[Start]

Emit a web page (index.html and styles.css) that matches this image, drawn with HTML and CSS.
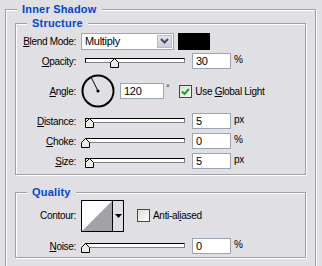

[End]
[Start]

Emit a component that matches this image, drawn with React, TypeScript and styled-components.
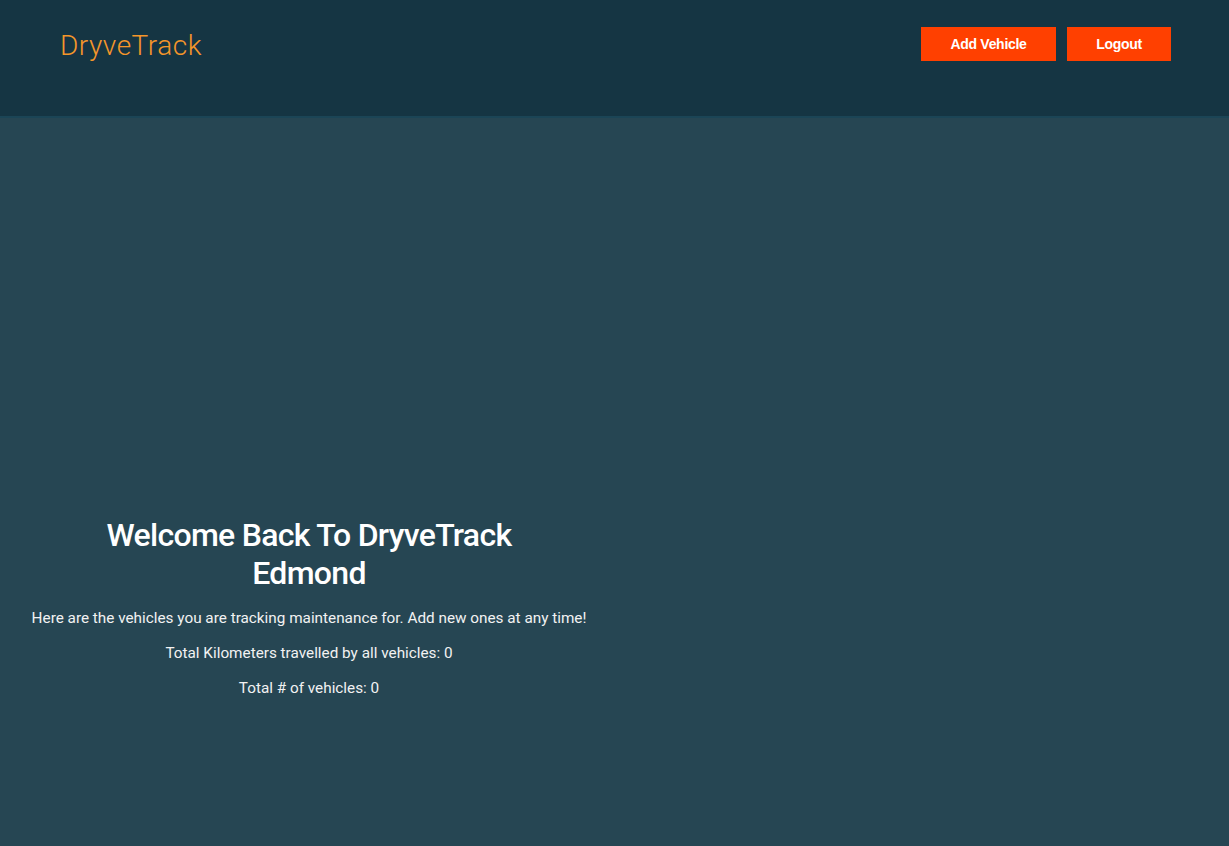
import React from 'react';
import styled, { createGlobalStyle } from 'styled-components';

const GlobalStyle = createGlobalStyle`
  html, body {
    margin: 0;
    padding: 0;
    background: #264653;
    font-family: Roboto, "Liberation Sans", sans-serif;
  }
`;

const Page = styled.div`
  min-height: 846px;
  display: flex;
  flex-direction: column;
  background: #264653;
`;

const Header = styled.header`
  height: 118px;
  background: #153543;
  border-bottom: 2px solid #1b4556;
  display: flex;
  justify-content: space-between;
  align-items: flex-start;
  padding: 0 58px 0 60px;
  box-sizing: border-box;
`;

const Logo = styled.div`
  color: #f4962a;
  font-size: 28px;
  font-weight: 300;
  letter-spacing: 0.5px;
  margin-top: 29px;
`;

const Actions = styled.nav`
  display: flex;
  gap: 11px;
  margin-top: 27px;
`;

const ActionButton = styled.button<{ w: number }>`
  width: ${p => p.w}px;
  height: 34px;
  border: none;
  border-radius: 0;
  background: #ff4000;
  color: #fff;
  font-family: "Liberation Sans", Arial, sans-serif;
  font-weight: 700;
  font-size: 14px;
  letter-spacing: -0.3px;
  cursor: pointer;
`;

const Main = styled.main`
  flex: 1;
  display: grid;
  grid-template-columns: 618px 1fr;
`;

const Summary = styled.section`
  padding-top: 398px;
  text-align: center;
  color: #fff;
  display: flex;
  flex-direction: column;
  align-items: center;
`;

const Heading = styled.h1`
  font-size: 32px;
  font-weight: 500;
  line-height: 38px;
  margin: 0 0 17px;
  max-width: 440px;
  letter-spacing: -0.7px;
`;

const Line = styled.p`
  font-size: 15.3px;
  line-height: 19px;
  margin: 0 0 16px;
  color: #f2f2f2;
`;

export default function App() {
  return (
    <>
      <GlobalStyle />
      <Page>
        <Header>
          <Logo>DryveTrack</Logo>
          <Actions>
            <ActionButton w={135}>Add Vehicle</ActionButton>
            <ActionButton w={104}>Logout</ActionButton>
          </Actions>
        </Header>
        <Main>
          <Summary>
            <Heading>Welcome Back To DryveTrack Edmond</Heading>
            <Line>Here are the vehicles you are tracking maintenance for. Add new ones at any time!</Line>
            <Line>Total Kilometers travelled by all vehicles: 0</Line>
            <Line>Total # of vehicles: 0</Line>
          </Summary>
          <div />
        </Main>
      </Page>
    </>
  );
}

[End]

## Your task
Select the lines from the entries that include the word "with".

## Finished exercise
Emit a web page (index.html and styles.css) that matches this image, drawn with HTML and CSS.
Emit a component that matches this image, drawn with React, TypeScript and styled-components.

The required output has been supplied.